Forum: Community Center


Subject: Gallery Images

hopeandlove opened this issue on Aug 17, 2015 ยท 283 posts


anahata.c posted Sat, 22 August 2015 at 12:14 PM

Jenifer:
By "the texts we wrote in our original Favorite Artist choices" I mean: When we fav'd an artist in the past---ie, to get their upload-ebots---some of us wrote texts of appreciation with our fav's. (Ie, "A great fractal artist, with a terrific sense of humor...") In the old RR "fav's" page, you saw our Favorite Artists in the left column, and our Favorite Images in the right column. In both columns, we had the option to write a text, to tell the artist why we fav'd them or why we fav'd their image: That's what I'm talking about. In the case of the Favorite Artist's list, anyone who wished to see why we chose that artist could read our comments. It was a nice way to share our feelings with the site.

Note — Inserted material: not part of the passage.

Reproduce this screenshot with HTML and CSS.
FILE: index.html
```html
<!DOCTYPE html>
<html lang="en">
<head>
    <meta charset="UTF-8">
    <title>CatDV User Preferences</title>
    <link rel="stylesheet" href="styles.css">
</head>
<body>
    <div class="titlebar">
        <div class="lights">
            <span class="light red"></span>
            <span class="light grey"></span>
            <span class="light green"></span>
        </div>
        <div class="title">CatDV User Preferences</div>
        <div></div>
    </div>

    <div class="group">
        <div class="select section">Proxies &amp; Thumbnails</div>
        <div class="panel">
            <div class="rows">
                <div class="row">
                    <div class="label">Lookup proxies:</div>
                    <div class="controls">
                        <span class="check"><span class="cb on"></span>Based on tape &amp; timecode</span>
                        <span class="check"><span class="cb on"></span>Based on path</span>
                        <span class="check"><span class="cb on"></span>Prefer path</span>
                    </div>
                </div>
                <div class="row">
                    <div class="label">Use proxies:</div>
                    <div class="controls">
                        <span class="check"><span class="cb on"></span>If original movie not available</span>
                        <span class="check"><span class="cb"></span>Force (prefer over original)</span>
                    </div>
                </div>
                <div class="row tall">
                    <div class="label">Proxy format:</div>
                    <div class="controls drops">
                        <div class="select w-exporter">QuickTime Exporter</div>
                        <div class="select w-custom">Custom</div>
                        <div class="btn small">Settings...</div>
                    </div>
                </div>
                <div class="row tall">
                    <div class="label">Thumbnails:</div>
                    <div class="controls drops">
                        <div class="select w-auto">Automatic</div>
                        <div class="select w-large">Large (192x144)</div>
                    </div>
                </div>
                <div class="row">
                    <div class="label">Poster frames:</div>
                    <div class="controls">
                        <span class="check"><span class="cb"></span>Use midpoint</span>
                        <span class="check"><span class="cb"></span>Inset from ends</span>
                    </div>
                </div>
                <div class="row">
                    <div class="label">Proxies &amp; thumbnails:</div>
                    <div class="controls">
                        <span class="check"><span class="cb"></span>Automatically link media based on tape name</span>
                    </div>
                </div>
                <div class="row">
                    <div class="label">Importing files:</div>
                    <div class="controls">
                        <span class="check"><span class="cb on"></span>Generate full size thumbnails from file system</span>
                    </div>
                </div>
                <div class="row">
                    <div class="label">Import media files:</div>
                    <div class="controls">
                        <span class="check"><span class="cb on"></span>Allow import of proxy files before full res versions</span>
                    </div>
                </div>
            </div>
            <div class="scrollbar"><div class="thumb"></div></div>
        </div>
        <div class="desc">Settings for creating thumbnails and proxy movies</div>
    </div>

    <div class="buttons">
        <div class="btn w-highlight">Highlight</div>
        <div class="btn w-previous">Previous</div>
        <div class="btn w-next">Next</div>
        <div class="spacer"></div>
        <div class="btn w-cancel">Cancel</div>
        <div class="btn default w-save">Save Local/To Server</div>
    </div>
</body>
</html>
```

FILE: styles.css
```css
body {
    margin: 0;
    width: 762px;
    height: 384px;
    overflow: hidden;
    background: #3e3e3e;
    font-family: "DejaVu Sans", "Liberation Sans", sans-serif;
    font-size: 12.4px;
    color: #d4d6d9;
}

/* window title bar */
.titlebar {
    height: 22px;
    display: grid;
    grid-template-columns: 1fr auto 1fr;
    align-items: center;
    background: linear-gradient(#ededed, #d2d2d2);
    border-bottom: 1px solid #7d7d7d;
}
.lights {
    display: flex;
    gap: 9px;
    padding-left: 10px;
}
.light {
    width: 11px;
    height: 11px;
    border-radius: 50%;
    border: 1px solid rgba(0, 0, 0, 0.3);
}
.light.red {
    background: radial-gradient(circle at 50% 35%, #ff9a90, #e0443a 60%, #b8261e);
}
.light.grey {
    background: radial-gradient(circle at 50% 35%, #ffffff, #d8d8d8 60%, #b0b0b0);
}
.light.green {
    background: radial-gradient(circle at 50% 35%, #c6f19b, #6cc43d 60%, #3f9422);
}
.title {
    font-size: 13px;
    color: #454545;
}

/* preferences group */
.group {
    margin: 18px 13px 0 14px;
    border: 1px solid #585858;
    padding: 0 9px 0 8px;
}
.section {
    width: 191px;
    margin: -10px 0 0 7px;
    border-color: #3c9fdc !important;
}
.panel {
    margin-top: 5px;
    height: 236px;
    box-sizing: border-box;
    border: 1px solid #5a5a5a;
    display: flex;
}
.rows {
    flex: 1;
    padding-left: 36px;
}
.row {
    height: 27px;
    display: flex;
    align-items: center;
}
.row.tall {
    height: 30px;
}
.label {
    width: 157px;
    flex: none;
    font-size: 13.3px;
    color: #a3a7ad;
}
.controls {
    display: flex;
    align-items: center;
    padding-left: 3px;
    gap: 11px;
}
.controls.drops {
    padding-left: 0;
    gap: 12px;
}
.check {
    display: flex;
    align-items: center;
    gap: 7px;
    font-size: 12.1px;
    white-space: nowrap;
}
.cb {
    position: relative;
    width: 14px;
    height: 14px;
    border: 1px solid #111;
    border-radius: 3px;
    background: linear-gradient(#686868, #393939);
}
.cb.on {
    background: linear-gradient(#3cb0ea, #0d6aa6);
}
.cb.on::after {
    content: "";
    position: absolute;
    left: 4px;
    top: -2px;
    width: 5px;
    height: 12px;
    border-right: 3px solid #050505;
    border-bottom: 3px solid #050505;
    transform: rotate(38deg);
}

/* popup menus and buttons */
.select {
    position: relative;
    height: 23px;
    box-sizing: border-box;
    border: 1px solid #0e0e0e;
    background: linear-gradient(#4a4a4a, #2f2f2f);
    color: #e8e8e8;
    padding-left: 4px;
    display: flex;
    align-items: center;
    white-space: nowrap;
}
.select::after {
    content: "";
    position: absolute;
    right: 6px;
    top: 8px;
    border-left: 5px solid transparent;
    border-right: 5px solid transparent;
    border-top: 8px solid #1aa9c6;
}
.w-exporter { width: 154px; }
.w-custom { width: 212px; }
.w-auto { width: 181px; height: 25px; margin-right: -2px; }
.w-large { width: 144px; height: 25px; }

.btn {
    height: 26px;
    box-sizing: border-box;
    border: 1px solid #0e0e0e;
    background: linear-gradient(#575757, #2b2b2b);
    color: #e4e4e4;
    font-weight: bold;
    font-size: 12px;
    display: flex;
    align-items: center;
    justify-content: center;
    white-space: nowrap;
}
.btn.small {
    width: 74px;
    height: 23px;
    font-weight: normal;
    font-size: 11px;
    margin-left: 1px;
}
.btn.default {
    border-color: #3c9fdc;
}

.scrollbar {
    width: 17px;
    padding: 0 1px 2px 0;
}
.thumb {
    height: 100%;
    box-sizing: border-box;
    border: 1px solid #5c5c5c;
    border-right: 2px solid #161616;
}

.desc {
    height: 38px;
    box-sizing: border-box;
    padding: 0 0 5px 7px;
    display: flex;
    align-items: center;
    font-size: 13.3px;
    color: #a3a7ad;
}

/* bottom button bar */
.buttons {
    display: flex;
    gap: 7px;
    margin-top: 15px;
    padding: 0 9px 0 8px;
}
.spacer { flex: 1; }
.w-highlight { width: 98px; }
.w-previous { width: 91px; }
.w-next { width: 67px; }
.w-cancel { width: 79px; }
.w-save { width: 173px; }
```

This isn't an "essential" function, but for those of us who wrote appreciations in either column, those texts mattered to us. (Consider faving a single image: The little "I love what you did with your colors!" was an extra "thank you" that we passed along to the artist. And they'd get an ebot for our comment, and one for our fav, and our text showed up in the fav-ebot, so they didn't have to go to our gallery to see what we wrote.

At present, our Favorite Artists ("Following" in the new terminology, I think) is a drop down menu, without any text. And our Favorite Images is a big pastiche without any text. If RR wishes to remove those text functions, ok; but RR took away the text we'd written in the past. And for some of us, that was a little upsetting. Will the text function be restored eventually?

Finally, as others have noted: How do we see who fav'd our images, now? Is it in the notifications? We used to get ebots for: Gallery comments, fav'd images, and someone faving our gallery. Will we see those ebots return?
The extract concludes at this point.